The Jewish leaders wanted peace - but the only peace the leaders could maintain was by compromise and secrecy and schemes and deals and betrayal. They didn't have the troops, but they had the network - and as soon as anyone threatened their security the evening meetings began, and secret agents were deployed, and the troublemakers were neutralised - either by bringing them in on the deal or by arranging for blood to be spilt. And that's what the leaders did as soon as they learned about Jesus. 

 

Jerusalem looked like a city at peace - but it had none of the wholeness or joy that Jesus had to offer. It was peace by oppression and peace by corruption - and wherever that kind of peace is maintained illness grows and the people perish.

 

True peace is God's hope and intention, and that's the peace that's born in grace, secured in sacrifice, and maintained in daily forgiveness. 

 

Today we move from peace to passion - and by putting those 2 images together, we'll see that one is necessary to the other.

 

True peace doesn't come without a cost. It only comes with love, and with courage, and with sacrifice. Peace comes when we realise that we can't ignore the man on the cross. It comes when we refuse to turn away, and decide to look closely at all kinds of crucifixions - when we look at our own fears - our fear of pain and dying, or our fear of being seen as weak and foolish, and then looking beyond ourselves, to our families and our friends, and the pressures and strains that are tearing them apart and beyond them again, to people being tortured and killed by the world's injustice and cruelty.

 

The man on the donkey is the prince of peace - and as he rode into Jerusalem he was also looking closely at his cross. The only way to the peace he was offering was through his own death.

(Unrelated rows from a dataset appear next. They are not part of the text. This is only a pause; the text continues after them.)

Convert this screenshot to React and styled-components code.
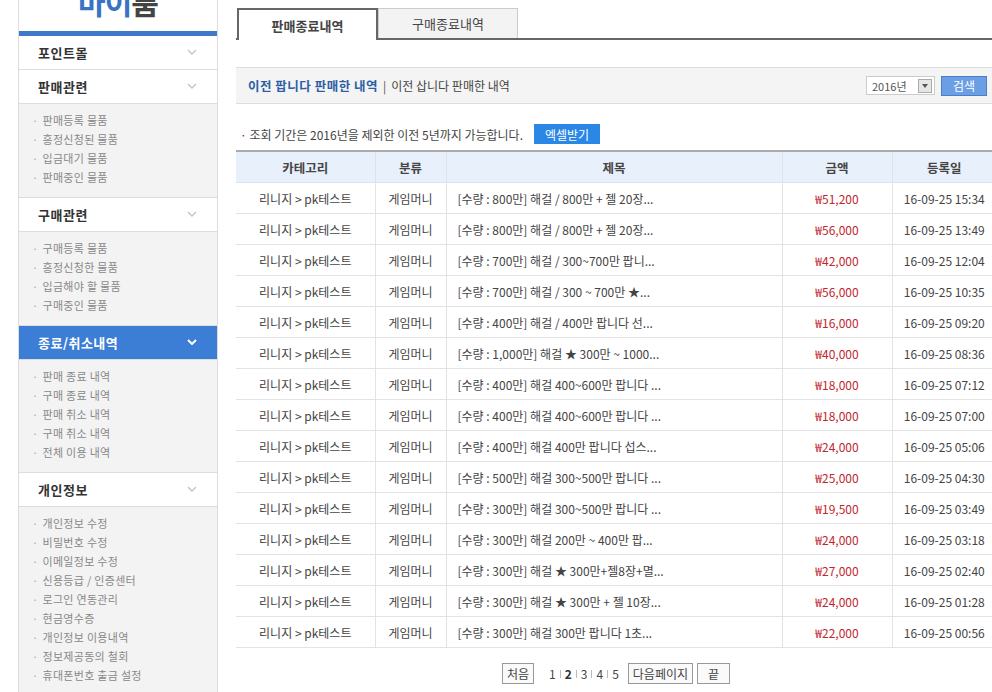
import React from "react"
import styled, { createGlobalStyle } from "styled-components"

const GlobalStyle = createGlobalStyle`
  html, body {
    margin: 0;
    padding: 0;
    background: #fff;
    overflow: hidden;
  }
  body {
    font-family: "Noto Sans CJK KR", "Noto Sans", sans-serif;
    font-size: 12px;
    color: #444;
  }
`;

const Page = styled.div`
  display: flex;
  align-items: flex-start;
  gap: 18px;
  padding-left: 18px;
  width: 1000px;
`;

/* ---------- sidebar ---------- */

const Side = styled.aside`
  width: 198px;
  flex: none;
  border-left: 1px solid #ddd;
  border-right: 1px solid #ddd;
`;

const Logo = styled.div`
  height: 31px;
  overflow: hidden;
  display: flex;
  align-items: flex-end;
  justify-content: center;
  border-bottom: 5px solid #3d78c9;
`;

const LogoText = styled.div`
  font-size: 30px;
  font-weight: 700;
  line-height: 30px;
  margin-bottom: 15px;
  letter-spacing: -1px;
  color: #444;
  span { color: #3a73c5; }
`;

const Head = styled.div`
  height: 33px;
  display: flex;
  align-items: center;
  justify-content: space-between;
  padding: 0 20px 1px 19px;
  box-sizing: border-box;
  height: 34px;
  border-bottom: 1px solid #ddd;
  font-size: 13px;
  font-weight: 700;
  letter-spacing: 0.5px;
  background: ${p => (p.$on ? "#3c7dd5" : "#fff")};
  color: ${p => (p.$on ? "#fff" : "#333")};
`;

const Sub = styled.ul`
  list-style: none;
  margin: 0;
  padding: 7px 0 10px 13px;
  background: #f3f3f3;
  border-bottom: 1px solid #ddd;
`;

const SubItem = styled.li`
  height: 19px;
  line-height: 19px;
  font-size: 11px;
  color: #888;
  letter-spacing: 0.3px;
  &::before {
    content: "·";
    color: #aaa;
    margin-right: 4px;
  }
`;

const Chevron = ({ on }) => (
  <svg width="10" height="6" viewBox="0 0 10 6">
    <polyline
      points="1,1 5,5 9,1"
      fill="none"
      stroke={on ? "#fff" : "#c4c4c4"}
      strokeWidth={on ? 2 : 1.4}
    />
  </svg>
);

const menu = [
  { title: "포인트몰" },
  { title: "판매관련", items: ["판매등록 물품", "흥정신청된 물품", "입금대기 물품", "판매중인 물품"] },
  { title: "구매관련", items: ["구매등록 물품", "흥정신청한 물품", "입금해야 할 물품", "구매중인 물품"] },
  { title: "종료/취소내역", on: true, items: ["판매 종료 내역", "구매 종료 내역", "판매 취소 내역", "구매 취소 내역", "전체 이용 내역"] },
  {
    title: "개인정보",
    items: ["개인정보 수정", "비밀번호 수정", "이메일정보 수정", "신용등급 / 인증센터", "로그인 연동관리", "현금영수증", "개인정보 이용내역", "정보제공동의 철회", "휴대폰번호 출금 설정"],
  },
];

/* ---------- main ---------- */

const Main = styled.main`
  width: 760px;
  flex: none;
  padding-top: 8px;
`;

const Tabs = styled.div`
  display: flex;
  height: 30px;
  padding-left: 1px;
  border-bottom: 2px solid #666;
`;

const Tab = styled.div`
  box-sizing: border-box;
  display: flex;
  align-items: center;
  justify-content: center;
  font-size: 13px;
  color: #444;
  ${p =>
    p.$on
      ? `
    width: 141px;
    height: 32px;
    margin-bottom: -2px;
    border: 2px solid #666;
    border-bottom: none;
    background: #fff;
    font-weight: 700;
  `
      : `
    width: 140px;
    height: 30px;
    border: 1px solid #ccc;
    border-bottom: none;
    background: #f3f3f3;
  `}
`;

const Bar = styled.div`
  margin-top: 27px;
  height: 35px;
  display: flex;
  align-items: center;
  justify-content: space-between;
  padding: 0 9px 0 12px;
  background: #f4f4f4;
  border-top: 1px solid #ddd;
  border-bottom: 1px solid #ddd;
`;

const BarTitle = styled.div`
  font-size: 12px;
  color: #444;
  b {
    color: #2d5fa6;
    font-size: 12.5px;
    letter-spacing: 0.5px;
  }
  i {
    font-style: normal;
    color: #555;
    margin: 0 5px;
  }
`;

const Controls = styled.div`
  display: flex;
  align-items: center;
  gap: 6px;
`;

const Select = styled.div`
  width: 60px;
  height: 17px;
  border: 1px solid #ccc;
  background: #fff;
  display: flex;
  align-items: center;
  justify-content: space-between;
  padding: 0 2px 0 5px;
  font-size: 11px;
  color: #555;
`;

const Arrow = styled.span`
  width: 12px;
  height: 12px;
  border: 1px solid #aaa;
  background: #e6e6e6;
  display: flex;
  align-items: center;
  justify-content: center;
  &::after {
    content: "";
    border-left: 3px solid transparent;
    border-right: 3px solid transparent;
    border-top: 4px solid #555;
  }
`;

const BlueBtn = styled.div`
  height: ${p => (p.$dark ? "20px" : "18px")};
  width: ${p => p.$w}px;
  display: flex;
  align-items: center;
  justify-content: center;
  color: #fff;
  font-size: 12px;
  background: ${p => (p.$dark ? "#2a87e6" : "#6a9fe6")};
  border: ${p => (p.$dark ? "none" : "1px solid #4a7fc8")};
`;

const Notice = styled.div`
  display: flex;
  align-items: center;
  gap: 11px;
  margin-top: 20px;
  padding-left: 4px;
  font-size: 12px;
  color: #444;
`;

const Table = styled.table`
  margin-top: 6px;
  width: 760px;
  border-collapse: collapse;
  table-layout: fixed;
  border-top: 2px solid #aaa;
  font-size: 12px;
`;

const Th = styled.th`
  height: 30px;
  padding: 0;
  background: #e8f0fb;
  color: #444;
  font-weight: 700;
  font-size: 12.5px;
  border-left: 1px solid #dde3ea;
  border-bottom: 1px solid #dde3ea;
  &:first-child { border-left: none; }
`;

const Td = styled.td`
  height: 30px;
  padding: 0 ${p => (p.$left ? "11px" : "0")};
  text-align: ${p => (p.$left ? "left" : "center")};
  color: ${p => (p.$red ? "#c1272d" : "#444")};
  border-left: 1px solid #e3e3e3;
  border-bottom: 1px solid #e3e3e3;
  white-space: nowrap;
  overflow: hidden;
  &:first-child { border-left: none; }
`;

const Pager = styled.div`
  margin-top: 15px;
  display: flex;
  justify-content: center;
  align-items: center;
  gap: 4px;
`;

const PageBtn = styled.div`
  height: 19px;
  padding: 0 ${p => p.$pad}px;
  border: 1px solid #999;
  background: #fafafa;
  display: flex;
  align-items: center;
  font-size: 12px;
  color: #444;
`;

const Nums = styled.div`
  display: flex;
  align-items: center;
  margin: 0 5px 0 11px;
  font-size: 12px;
  color: #444;
`;

const Num = styled.span`
  font-weight: ${p => (p.$on ? 700 : 400)};
  color: ${p => (p.$on ? "#333" : "#444")};
`;

const Sep = styled.span`
  width: 1px;
  height: 8px;
  background: #bbb;
  margin: 0 4px;
`;

const rows = [
  ["[수량 : 800만] 해걸 / 800만 + 젤 20장...", "₩51,200", "16-09-25 15:34"],
  ["[수량 : 800만] 해걸 / 800만 + 젤 20장...", "₩56,000", "16-09-25 13:49"],
  ["[수량 : 700만] 해걸 / 300~700만 팝니...", "₩42,000", "16-09-25 12:04"],
  ["[수량 : 700만] 해걸 / 300 ~ 700만 ★...", "₩56,000", "16-09-25 10:35"],
  ["[수량 : 400만] 해걸 / 400만 팝니다 선...", "₩16,000", "16-09-25 09:20"],
  ["[수량 : 1,000만] 해걸 ★ 300만 ~ 1000...", "₩40,000", "16-09-25 08:36"],
  ["[수량 : 400만] 해걸 400~600만 팝니다 ...", "₩18,000", "16-09-25 07:12"],
  ["[수량 : 400만] 해걸 400~600만 팝니다 ...", "₩18,000", "16-09-25 07:00"],
  ["[수량 : 400만] 해걸 400만 팝니다 섭스...", "₩24,000", "16-09-25 05:06"],
  ["[수량 : 500만] 해걸 300~500만 팝니다 ...", "₩25,000", "16-09-25 04:30"],
  ["[수량 : 300만] 해걸 300~500만 팝니다 ...", "₩19,500", "16-09-25 03:49"],
  ["[수량 : 300만] 해걸 200만 ~ 400만 팝...", "₩24,000", "16-09-25 03:18"],
  ["[수량 : 300만] 해걸 ★ 300만+젤8장+멸...", "₩27,000", "16-09-25 02:40"],
  ["[수량 : 300만] 해걸 ★ 300만 + 젤 10장...", "₩24,000", "16-09-25 01:28"],
  ["[수량 : 300만] 해걸 300만 팝니다 1초...", "₩22,000", "16-09-25 00:56"],
];

export default function App() {
  return (
    <>
      <GlobalStyle />
      <Page>
        <Side>
          <Logo>
            <LogoText><span>마이</span>룸</LogoText>
          </Logo>
          {menu.map(m => (
            <React.Fragment key={m.title}>
              <Head $on={m.on}>
                {m.title}
                <Chevron on={m.on} />
              </Head>
              {m.items && (
                <Sub>
                  {m.items.map(it => (
                    <SubItem key={it}>{it}</SubItem>
                  ))}
                </Sub>
              )}
            </React.Fragment>
          ))}
        </Side>

        <Main>
          <Tabs>
            <Tab $on>판매종료내역</Tab>
            <Tab>구매종료내역</Tab>
          </Tabs>

          <Bar>
            <BarTitle>
              <b>이전 팝니다 판매한 내역</b>
              <i>|</i>이전 삽니다 판매한 내역
            </BarTitle>
            <Controls>
              <Select>
                2016년
                <Arrow />
              </Select>
              <BlueBtn $w={44}>검색</BlueBtn>
            </Controls>
          </Bar>

          <Notice>
            <span>· 조회 기간은 2016년을 제외한 이전 5년까지 가능합니다.</span>
            <BlueBtn $dark $w={66}>엑셀받기</BlueBtn>
          </Notice>

          <Table>
            <colgroup>
              <col style={{ width: 139 }} />
              <col style={{ width: 71 }} />
              <col style={{ width: 336 }} />
              <col style={{ width: 110 }} />
              <col style={{ width: 104 }} />
            </colgroup>
            <thead>
              <tr>
                <Th>카테고리</Th>
                <Th>분류</Th>
                <Th>제목</Th>
                <Th>금액</Th>
                <Th>등록일</Th>
              </tr>
            </thead>
            <tbody>
              {rows.map((r, i) => (
                <tr key={i}>
                  <Td>리니지 &gt; pk테스트</Td>
                  <Td>게임머니</Td>
                  <Td $left>{r[0]}</Td>
                  <Td $red>{r[1]}</Td>
                  <Td>{r[2]}</Td>
                </tr>
              ))}
            </tbody>
          </Table>

          <Pager>
            <PageBtn $pad={4}>처음</PageBtn>
            <Nums>
              <Num>1</Num><Sep />
              <Num $on>2</Num><Sep />
              <Num>3</Num><Sep />
              <Num>4</Num><Sep />
              <Num>5</Num>
            </Nums>
            <PageBtn $pad={4}>다음페이지</PageBtn>
            <PageBtn $pad={10}>끝</PageBtn>
          </Pager>
        </Main>
      </Page>
    </>
  );
}
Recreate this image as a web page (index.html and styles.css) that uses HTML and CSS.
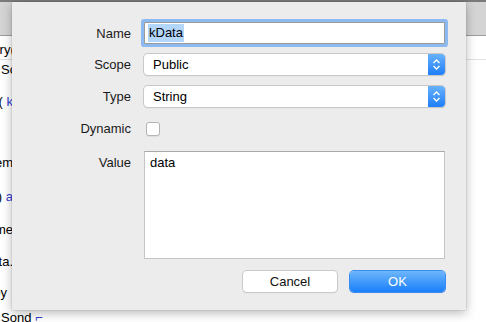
FILE: index.html
```html
<!DOCTYPE html>
<html lang="en">
<head>
    <meta charset="UTF-8">
    <title>Add Constant</title>
    <link rel="stylesheet" href="styles.css">
</head>
<body>
    <div class="window">
        <div class="title-edge"></div>
        <div class="toolbar"></div>
        <div class="content">
            <div class="code-line divided"><span>Query(</span></div>
            <div class="code-line start"><span>Scope</span></div>
            <div class="code-line l3"><span>t( <i>k</i></span></div>
            <div class="code-line l4"><span>Item</span></div>
            <div class="code-line l5"><span>) <i>a</i></span></div>
            <div class="code-line l6"><span>Name</span></div>
            <div class="code-line l7"><span>Data.</span></div>
            <div class="code-line l8"><span>by</span></div>
            <div class="code-line start l9"><span>Sond <i>&#x2310;</i></span></div>
        </div>

        <div class="sheet">
            <form class="sheet-form">
                <div class="row row-name">
                    <label for="name">Name</label>
                    <div class="field focused"><span class="selection">kData</span></div>
                </div>
                <div class="row row-scope">
                    <label>Scope</label>
                    <div class="popup">
                        <span class="popup-value">Public</span>
                        <span class="popup-arrows">
                            <svg width="9" height="13" viewBox="0 0 9 13"><path d="M1.5 5 L4.5 2 L7.5 5 M1.5 8 L4.5 11 L7.5 8" fill="none" stroke="#fff" stroke-width="1.3"/></svg>
                        </span>
                    </div>
                </div>
                <div class="row row-type">
                    <label>Type</label>
                    <div class="popup">
                        <span class="popup-value">String</span>
                        <span class="popup-arrows">
                            <svg width="9" height="13" viewBox="0 0 9 13"><path d="M1.5 5 L4.5 2 L7.5 5 M1.5 8 L4.5 11 L7.5 8" fill="none" stroke="#fff" stroke-width="1.3"/></svg>
                        </span>
                    </div>
                </div>
                <div class="row row-dynamic">
                    <label>Dynamic</label>
                    <div><span class="checkbox"></span></div>
                </div>
                <div class="row row-value">
                    <label>Value</label>
                    <div class="text-area">data</div>
                </div>
                <div class="buttons">
                    <button type="button" class="btn">Cancel</button>
                    <button type="button" class="btn btn-default">OK</button>
                </div>
            </form>
        </div>
    </div>
</body>
</html>
```

FILE: styles.css
```css
body {
    margin: 0;
    padding: 0;
    font-family: 'Liberation Sans', Arial, sans-serif;
    font-size: 13px;
    color: #000;
}
.window {
    position: relative;
    width: 486px;
    height: 322px;
    overflow: hidden;
    background: #fff;
}
.title-edge {
    height: 2px;
    background: #7a7a7a;
}
.toolbar {
    height: 33px;
    background: #d4d4d4;
    border-bottom: 1px solid #9c9c9c;
}
.content {
    padding-top: 4px;
}
.code-line {
    display: flex;
    justify-content: flex-end;
    width: 13px;
    height: 19px;
    line-height: 19px;
    white-space: nowrap;
}
.code-line span {
    flex: none;
}
.code-line i {
    font-style: normal;
    color: #2f3fd0;
}
.code-line.divided {
    width: 486px;
    justify-content: flex-start;
    border-bottom: 1px solid #e2e2e2;
}
.code-line.divided span {
    margin-left: -25px;
}
.code-line.start {
    width: 200px;
    justify-content: flex-start;
    padding-left: 1px;
}
.l3 { margin-top: 13px; }
.l4 { margin-top: 42px; }
.l5 { margin-top: 15px; }
.l6 { margin-top: 14px; }
.l7 { margin-top: 13px; }
.l8 { margin-top: 12px; width: 7px; }
.l9 { margin-top: 6px; }
.sheet {
    position: absolute;
    left: 12px;
    top: 2px;
    width: 454px;
    height: 308px;
    background: #ececec;
    box-shadow: 0 3px 10px rgba(0, 0, 0, 0.28), 0 0 1px rgba(0, 0, 0, 0.35);
}
.sheet-form {
    padding-top: 20px;
}
.row {
    display: grid;
    grid-template-columns: 119px 301px;
    column-gap: 13px;
    align-items: center;
}
.row label {
    text-align: right;
    color: #1a1a1a;
}
.row-name {
    height: 22px;
}
.row-scope {
    height: 21px;
    margin-top: 10px;
}
.row-type {
    height: 21px;
    margin-top: 11px;
}
.row-dynamic {
    height: 21px;
    margin-top: 11px;
}
.row-value {
    height: 108px;
    margin-top: 12px;
    align-items: start;
}
.row-value label {
    padding-top: 4px;
}
.field {
    height: 22px;
    box-sizing: border-box;
    background: #fff;
    border: 1px solid #9a9a9a;
    padding: 1px 3px;
    line-height: 18px;
}
.focused {
    box-shadow: 0 0 0 3px #8db9f1;
    border-radius: 1px;
}
.selection {
    display: inline-block;
    background: #b3d6fd;
    padding: 0 1px;
    line-height: 18px;
}
.popup {
    display: flex;
    height: 21px;
    box-sizing: border-box;
    background: #fff;
    border-radius: 4px;
    box-shadow: 0 0 0 1px #c9c9c9, 0 1px 1px rgba(0, 0, 0, 0.25);
    overflow: hidden;
}
.popup-value {
    flex: 1;
    padding-left: 9px;
    line-height: 21px;
}
.popup-arrows {
    width: 17px;
    display: flex;
    align-items: center;
    justify-content: center;
    background: linear-gradient(to bottom, #67b1fc, #1f7ff7);
}
.checkbox {
    display: block;
    width: 14px;
    height: 14px;
    margin-left: 2px;
    box-sizing: border-box;
    background: #fff;
    border: 1px solid #b4b4b4;
    border-radius: 3px;
    box-shadow: 0 1px 0 rgba(0, 0, 0, 0.06);
}
.text-area {
    height: 108px;
    box-sizing: border-box;
    background: #fff;
    border: 1px solid #c4c4c4;
    border-top-color: #a9a9a9;
    padding: 3px 5px;
    line-height: 16px;
}
.buttons {
    display: flex;
    justify-content: flex-end;
    gap: 13px;
    width: 433px;
    margin-top: 12px;
}
.btn {
    height: 21px;
    width: 94px;
    font-family: inherit;
    font-size: 13px;
    color: #111;
    background: #fff;
    border: none;
    border-radius: 4px;
    box-shadow: 0 0 0 1px #c9c9c9, 0 1px 1px rgba(0, 0, 0, 0.2);
    padding: 0;
}
.btn-default {
    width: 95px;
    color: #fff;
    background: linear-gradient(to bottom, #6db6fb, #1a7ffa);
    box-shadow: 0 0 0 1px #3a8cf3, 0 1px 1px rgba(0, 0, 0, 0.2);
}
```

The only way he could prove that love is stronger than fear, was to challenge it, and let it do its worst, and show that in the end, it's power is broken.

 

As we travel this last week with Jesus, into our own Jerusalem - the heart of our faith and the seat of our power, may God help us to find the peace we need to approach the cross, and find our way through the passion of Christ, to live every day in his peace.